- **WHAT TO PRODUCE**:
Locate and copy all lines bearing the word "screenshot".
**** INPUT
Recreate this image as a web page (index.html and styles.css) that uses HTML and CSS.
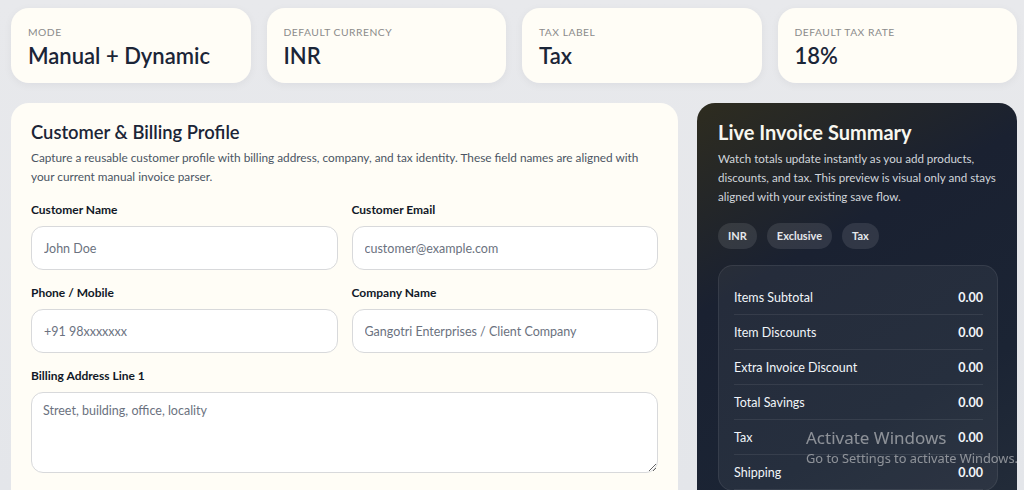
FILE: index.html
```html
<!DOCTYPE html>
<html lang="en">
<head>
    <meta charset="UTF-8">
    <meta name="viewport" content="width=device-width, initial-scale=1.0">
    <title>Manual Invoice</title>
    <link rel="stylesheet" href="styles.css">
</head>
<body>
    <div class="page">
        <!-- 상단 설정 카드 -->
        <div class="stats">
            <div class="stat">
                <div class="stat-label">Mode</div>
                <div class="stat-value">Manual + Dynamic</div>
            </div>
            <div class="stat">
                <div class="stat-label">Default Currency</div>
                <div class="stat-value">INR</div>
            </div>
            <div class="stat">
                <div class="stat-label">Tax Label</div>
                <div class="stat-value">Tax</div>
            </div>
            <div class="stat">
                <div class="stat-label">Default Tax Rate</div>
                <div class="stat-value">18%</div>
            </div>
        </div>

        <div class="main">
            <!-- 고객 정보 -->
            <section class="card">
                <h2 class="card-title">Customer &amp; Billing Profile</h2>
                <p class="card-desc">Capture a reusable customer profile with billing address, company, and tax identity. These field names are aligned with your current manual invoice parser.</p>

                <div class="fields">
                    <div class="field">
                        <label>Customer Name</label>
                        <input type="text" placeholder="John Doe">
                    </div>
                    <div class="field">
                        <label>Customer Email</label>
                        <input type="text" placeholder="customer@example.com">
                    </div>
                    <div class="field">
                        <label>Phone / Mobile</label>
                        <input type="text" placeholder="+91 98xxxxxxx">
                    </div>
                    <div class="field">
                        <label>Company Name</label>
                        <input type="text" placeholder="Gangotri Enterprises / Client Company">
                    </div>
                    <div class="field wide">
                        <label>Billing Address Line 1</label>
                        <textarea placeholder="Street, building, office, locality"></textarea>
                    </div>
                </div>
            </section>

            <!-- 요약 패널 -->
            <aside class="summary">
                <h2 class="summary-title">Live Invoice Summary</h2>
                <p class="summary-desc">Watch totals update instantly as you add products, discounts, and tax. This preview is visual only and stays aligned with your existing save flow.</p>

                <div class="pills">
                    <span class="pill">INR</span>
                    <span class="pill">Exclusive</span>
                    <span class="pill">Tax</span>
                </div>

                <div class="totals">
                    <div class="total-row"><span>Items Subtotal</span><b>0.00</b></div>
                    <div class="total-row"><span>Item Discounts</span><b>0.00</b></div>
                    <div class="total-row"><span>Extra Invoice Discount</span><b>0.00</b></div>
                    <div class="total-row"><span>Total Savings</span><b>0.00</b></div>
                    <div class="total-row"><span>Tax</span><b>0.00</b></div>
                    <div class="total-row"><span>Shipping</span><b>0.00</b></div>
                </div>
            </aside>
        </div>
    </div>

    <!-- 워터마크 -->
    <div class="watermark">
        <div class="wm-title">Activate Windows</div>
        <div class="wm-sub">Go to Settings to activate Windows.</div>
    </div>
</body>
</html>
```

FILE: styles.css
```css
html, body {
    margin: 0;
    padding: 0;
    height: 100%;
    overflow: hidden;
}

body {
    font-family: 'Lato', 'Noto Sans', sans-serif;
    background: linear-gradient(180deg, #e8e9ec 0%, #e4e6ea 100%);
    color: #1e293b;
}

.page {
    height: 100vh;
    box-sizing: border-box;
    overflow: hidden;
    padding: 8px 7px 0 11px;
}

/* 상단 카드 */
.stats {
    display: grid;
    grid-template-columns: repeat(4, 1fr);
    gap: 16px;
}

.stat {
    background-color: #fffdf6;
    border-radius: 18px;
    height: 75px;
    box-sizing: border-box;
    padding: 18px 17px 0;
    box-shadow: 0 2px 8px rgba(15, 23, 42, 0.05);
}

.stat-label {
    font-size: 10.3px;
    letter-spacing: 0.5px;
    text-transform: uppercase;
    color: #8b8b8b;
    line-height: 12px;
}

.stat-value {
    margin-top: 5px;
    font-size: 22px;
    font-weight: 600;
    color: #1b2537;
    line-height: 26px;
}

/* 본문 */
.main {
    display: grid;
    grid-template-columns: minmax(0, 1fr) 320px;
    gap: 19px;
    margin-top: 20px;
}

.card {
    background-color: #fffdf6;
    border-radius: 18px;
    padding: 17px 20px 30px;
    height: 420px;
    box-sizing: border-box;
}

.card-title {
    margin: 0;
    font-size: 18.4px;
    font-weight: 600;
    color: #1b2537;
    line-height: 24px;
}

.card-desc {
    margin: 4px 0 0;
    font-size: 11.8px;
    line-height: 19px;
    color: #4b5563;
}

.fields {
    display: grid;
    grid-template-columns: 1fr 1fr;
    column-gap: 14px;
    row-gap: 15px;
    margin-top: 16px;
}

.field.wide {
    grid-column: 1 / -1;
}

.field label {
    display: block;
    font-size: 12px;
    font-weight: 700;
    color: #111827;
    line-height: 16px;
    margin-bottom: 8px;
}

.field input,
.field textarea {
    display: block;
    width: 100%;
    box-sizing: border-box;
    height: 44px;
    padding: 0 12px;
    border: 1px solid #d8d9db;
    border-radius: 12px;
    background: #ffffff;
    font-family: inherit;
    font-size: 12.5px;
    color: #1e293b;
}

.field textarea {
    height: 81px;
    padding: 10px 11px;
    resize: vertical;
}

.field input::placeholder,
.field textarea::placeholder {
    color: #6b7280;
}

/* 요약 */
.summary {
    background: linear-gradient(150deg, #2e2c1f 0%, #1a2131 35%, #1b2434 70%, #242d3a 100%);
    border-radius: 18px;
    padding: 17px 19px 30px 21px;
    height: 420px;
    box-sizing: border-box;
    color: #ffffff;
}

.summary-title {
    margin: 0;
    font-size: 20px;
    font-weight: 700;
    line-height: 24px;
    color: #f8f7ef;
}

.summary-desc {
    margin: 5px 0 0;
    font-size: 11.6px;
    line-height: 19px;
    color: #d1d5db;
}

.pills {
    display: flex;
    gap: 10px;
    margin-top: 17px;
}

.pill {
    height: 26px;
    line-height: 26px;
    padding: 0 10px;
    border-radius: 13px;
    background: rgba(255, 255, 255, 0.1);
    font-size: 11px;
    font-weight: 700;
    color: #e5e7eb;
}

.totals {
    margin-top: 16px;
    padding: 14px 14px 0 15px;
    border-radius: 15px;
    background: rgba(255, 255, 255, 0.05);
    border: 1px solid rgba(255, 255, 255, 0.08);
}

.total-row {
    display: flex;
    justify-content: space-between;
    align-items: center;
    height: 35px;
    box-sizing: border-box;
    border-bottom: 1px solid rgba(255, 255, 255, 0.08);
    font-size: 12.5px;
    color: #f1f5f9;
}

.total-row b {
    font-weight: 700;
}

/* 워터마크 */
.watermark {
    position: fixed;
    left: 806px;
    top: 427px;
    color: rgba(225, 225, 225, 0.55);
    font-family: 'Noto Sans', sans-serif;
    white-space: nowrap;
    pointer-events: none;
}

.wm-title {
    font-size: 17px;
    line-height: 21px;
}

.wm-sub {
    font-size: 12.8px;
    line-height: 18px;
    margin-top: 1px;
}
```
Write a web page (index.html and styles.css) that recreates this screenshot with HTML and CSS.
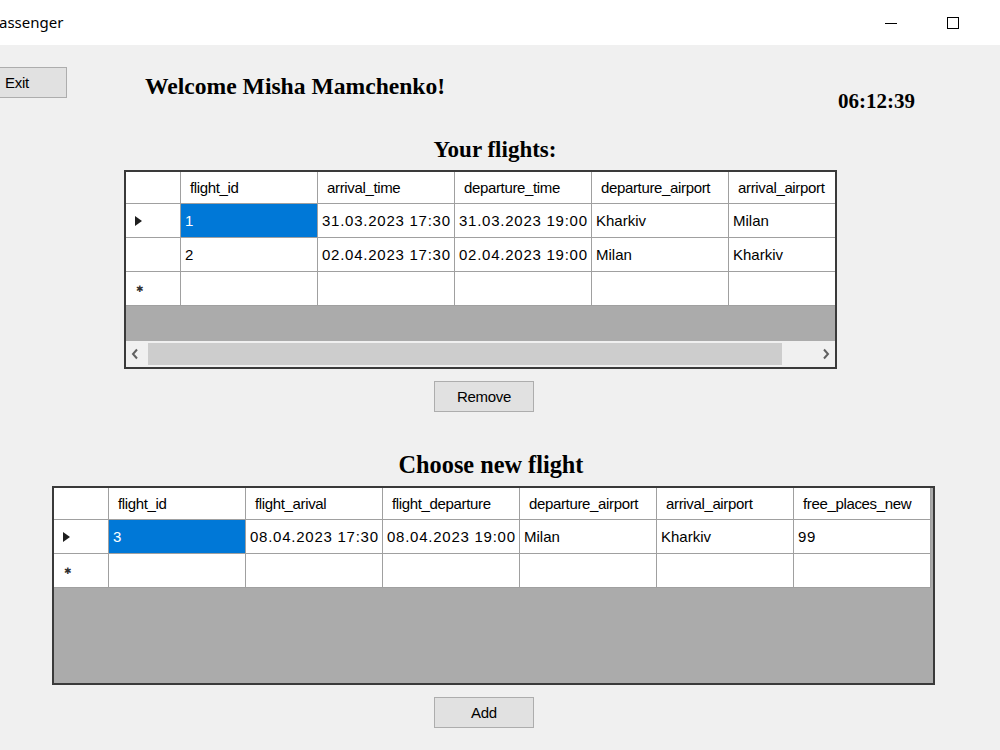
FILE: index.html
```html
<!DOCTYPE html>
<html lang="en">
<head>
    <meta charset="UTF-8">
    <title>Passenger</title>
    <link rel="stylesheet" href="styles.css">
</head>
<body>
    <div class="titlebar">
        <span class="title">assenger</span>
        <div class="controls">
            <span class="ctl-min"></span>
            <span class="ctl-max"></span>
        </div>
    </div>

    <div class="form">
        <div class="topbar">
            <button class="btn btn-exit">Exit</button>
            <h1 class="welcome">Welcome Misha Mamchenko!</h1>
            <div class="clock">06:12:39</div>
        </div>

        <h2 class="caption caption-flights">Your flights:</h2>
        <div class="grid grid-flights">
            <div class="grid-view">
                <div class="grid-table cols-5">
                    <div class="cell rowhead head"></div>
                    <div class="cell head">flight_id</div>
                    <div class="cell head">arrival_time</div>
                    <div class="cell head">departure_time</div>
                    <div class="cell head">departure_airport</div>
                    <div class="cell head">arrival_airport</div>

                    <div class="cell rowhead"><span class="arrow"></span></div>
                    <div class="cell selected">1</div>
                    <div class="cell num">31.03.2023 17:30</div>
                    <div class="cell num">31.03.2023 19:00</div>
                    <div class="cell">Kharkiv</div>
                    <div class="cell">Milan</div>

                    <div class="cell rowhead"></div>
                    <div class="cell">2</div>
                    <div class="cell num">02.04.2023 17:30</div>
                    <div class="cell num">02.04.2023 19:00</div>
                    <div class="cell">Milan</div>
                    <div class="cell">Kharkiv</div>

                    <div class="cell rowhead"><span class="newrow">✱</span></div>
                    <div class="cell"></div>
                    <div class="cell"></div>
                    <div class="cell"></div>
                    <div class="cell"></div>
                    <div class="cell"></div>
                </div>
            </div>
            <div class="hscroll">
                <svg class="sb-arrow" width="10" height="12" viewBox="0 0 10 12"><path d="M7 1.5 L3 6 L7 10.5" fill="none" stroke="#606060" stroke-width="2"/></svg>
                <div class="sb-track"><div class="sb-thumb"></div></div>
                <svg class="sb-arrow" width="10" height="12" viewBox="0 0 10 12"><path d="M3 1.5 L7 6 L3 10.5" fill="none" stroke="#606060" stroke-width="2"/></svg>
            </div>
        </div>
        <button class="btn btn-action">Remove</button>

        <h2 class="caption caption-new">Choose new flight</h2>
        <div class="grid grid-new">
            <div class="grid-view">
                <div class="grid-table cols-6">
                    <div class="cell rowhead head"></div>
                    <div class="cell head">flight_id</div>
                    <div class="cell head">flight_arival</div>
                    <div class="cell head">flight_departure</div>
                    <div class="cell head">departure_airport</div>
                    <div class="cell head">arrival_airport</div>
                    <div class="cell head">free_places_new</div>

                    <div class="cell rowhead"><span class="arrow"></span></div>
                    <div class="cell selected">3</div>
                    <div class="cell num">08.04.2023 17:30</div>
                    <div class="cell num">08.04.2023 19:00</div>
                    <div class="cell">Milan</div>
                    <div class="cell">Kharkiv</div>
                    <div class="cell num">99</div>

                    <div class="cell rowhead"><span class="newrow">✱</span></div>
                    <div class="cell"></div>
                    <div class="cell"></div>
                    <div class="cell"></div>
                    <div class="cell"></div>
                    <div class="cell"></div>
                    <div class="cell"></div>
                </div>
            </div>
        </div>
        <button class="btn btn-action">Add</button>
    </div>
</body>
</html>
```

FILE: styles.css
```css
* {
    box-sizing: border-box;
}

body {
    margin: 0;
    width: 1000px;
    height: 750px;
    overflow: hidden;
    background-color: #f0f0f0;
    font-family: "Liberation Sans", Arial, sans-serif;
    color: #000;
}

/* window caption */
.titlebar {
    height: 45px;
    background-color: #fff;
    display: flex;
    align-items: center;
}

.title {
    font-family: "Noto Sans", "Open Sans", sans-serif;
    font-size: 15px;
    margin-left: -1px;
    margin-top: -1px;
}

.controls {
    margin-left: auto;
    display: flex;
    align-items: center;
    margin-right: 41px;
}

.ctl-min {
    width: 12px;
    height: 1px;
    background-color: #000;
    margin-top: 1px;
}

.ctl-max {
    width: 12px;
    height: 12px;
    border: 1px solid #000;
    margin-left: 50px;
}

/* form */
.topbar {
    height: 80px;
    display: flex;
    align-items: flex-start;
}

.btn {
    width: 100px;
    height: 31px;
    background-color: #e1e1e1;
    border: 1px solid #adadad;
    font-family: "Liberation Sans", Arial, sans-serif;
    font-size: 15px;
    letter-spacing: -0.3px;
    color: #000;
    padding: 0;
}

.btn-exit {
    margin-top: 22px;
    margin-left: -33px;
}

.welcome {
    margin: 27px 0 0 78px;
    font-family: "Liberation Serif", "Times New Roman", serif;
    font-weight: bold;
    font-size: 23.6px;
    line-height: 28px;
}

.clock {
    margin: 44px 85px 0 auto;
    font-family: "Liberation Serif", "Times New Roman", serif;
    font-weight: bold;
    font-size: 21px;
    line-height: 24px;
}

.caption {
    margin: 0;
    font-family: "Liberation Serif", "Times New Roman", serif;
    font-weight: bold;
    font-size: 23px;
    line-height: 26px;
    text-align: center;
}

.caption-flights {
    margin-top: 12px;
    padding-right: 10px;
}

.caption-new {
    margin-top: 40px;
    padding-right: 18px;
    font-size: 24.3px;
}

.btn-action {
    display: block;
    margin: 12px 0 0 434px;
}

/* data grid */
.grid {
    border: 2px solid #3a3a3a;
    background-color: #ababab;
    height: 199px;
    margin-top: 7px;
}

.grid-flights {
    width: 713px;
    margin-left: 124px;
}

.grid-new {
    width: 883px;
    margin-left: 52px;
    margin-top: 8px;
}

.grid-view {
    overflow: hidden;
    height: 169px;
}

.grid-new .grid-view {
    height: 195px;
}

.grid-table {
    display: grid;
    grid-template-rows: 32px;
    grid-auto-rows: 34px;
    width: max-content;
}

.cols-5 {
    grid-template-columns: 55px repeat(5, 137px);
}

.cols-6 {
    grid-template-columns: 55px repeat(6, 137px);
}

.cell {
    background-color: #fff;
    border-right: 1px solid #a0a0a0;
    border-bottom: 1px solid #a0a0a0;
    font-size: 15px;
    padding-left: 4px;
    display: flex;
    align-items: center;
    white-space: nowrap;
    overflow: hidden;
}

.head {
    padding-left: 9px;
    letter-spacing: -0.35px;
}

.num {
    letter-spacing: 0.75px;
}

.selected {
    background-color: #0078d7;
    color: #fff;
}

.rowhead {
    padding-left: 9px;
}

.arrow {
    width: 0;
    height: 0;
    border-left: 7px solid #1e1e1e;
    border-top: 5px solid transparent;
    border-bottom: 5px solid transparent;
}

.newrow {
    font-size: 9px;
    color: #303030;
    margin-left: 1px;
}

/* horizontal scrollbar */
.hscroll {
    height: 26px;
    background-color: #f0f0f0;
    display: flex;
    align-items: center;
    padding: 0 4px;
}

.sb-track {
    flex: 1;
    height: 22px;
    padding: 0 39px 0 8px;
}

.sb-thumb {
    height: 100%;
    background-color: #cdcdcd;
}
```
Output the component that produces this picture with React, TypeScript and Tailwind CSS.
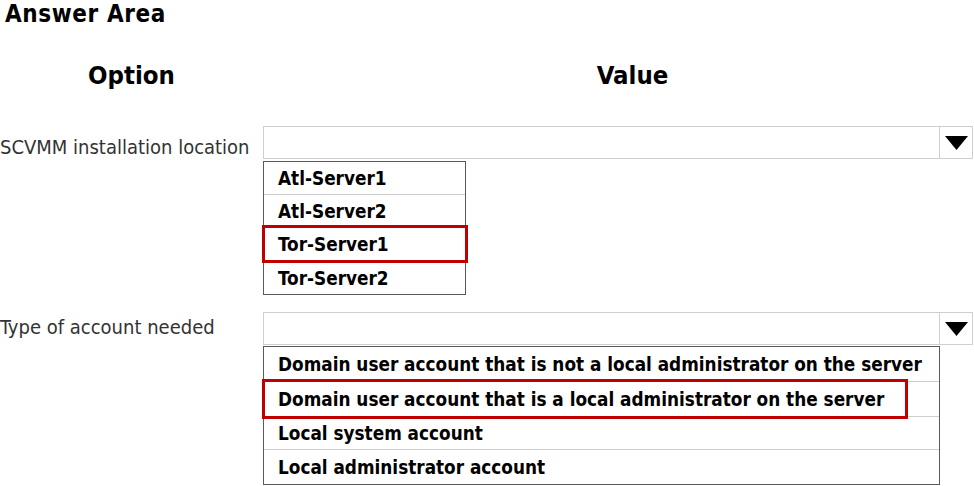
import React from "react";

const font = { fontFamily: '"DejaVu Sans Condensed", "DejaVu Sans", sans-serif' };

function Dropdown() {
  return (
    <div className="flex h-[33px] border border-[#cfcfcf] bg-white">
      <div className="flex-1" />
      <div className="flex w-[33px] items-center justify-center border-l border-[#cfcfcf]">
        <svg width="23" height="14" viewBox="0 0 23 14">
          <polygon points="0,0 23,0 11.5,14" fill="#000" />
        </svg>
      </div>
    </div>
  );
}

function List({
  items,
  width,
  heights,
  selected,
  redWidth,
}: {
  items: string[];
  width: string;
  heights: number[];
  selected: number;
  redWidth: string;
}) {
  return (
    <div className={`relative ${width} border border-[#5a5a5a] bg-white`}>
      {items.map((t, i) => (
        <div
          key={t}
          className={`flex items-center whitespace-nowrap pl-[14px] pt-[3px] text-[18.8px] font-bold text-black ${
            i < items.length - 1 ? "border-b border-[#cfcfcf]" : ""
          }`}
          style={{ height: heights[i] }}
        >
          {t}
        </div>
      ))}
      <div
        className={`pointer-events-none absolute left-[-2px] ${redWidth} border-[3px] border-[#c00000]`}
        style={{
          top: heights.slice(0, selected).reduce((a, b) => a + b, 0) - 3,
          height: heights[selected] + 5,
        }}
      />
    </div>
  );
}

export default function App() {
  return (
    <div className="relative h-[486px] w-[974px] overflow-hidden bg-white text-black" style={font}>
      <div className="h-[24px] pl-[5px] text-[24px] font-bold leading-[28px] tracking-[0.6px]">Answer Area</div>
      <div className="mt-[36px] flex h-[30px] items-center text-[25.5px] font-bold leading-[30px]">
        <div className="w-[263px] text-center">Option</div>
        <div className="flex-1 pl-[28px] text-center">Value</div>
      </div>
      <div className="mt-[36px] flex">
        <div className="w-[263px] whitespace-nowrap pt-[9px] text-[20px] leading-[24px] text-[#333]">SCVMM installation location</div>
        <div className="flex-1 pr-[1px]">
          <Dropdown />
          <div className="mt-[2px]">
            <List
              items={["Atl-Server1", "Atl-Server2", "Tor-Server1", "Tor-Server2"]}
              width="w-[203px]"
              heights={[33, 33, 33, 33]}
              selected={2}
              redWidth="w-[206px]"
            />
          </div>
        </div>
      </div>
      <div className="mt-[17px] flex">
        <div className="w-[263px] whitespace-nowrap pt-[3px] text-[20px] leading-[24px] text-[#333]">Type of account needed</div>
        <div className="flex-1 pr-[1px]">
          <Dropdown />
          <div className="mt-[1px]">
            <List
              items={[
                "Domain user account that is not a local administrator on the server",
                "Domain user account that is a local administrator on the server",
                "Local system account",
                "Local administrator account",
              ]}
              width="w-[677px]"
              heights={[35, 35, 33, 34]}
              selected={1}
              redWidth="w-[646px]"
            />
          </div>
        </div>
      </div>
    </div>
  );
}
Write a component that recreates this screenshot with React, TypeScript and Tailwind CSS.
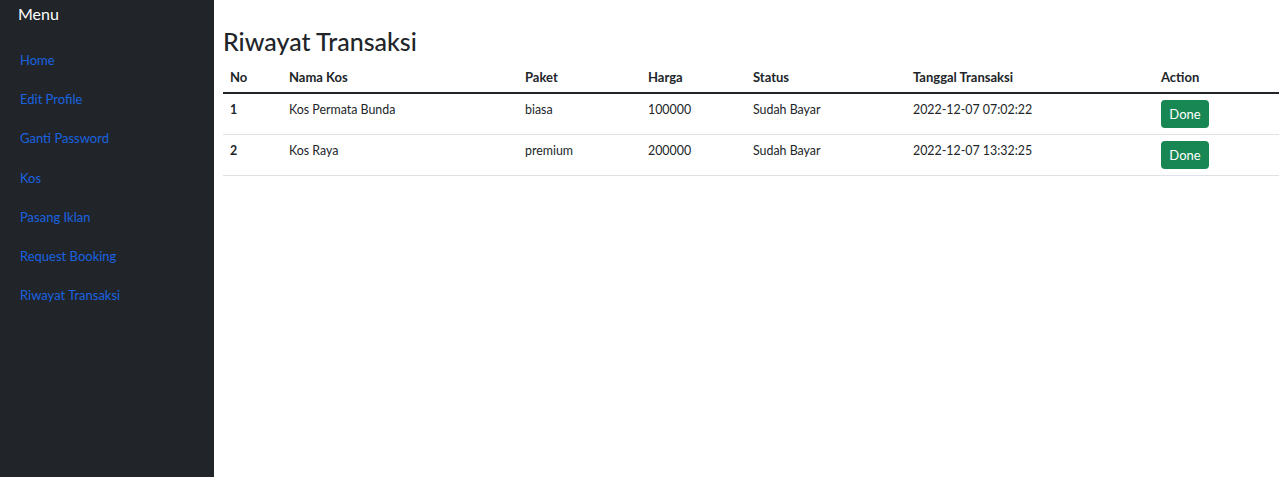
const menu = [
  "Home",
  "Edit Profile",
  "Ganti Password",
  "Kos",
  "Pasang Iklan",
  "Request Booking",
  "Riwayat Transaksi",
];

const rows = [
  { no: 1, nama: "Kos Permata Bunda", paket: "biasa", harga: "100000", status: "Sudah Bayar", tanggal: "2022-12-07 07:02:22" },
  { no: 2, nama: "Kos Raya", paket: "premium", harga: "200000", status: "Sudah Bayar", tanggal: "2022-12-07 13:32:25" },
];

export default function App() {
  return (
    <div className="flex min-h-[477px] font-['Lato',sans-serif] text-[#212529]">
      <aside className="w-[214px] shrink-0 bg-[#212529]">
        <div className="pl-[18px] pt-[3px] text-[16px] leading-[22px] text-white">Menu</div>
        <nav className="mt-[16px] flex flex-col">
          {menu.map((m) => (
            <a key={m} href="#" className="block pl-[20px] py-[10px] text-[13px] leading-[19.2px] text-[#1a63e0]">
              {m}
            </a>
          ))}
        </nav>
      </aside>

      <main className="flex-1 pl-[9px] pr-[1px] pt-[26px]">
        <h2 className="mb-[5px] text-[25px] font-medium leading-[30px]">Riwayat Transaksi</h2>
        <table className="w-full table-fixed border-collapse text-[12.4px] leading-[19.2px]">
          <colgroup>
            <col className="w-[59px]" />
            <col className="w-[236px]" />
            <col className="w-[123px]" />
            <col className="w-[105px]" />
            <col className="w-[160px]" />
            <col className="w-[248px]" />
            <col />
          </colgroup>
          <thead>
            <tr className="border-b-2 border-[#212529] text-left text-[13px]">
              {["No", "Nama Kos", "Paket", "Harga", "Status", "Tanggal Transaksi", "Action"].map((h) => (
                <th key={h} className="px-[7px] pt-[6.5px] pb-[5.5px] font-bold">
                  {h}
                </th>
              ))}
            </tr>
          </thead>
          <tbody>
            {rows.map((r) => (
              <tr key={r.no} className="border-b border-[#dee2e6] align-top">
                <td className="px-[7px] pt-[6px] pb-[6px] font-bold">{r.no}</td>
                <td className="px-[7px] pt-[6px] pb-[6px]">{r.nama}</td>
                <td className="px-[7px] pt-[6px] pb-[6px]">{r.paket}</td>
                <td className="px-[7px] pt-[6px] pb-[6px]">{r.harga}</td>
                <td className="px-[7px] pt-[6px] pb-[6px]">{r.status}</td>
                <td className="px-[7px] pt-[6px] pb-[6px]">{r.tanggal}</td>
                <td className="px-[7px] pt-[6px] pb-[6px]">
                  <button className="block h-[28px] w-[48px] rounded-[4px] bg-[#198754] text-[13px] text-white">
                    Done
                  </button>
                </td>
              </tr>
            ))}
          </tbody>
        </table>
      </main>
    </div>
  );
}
********
- **WRITTEN ANSWER**:
Write a web page (index.html and styles.css) that recreates this screenshot with HTML and CSS.
Write a component that recreates this screenshot with React, TypeScript and Tailwind CSS.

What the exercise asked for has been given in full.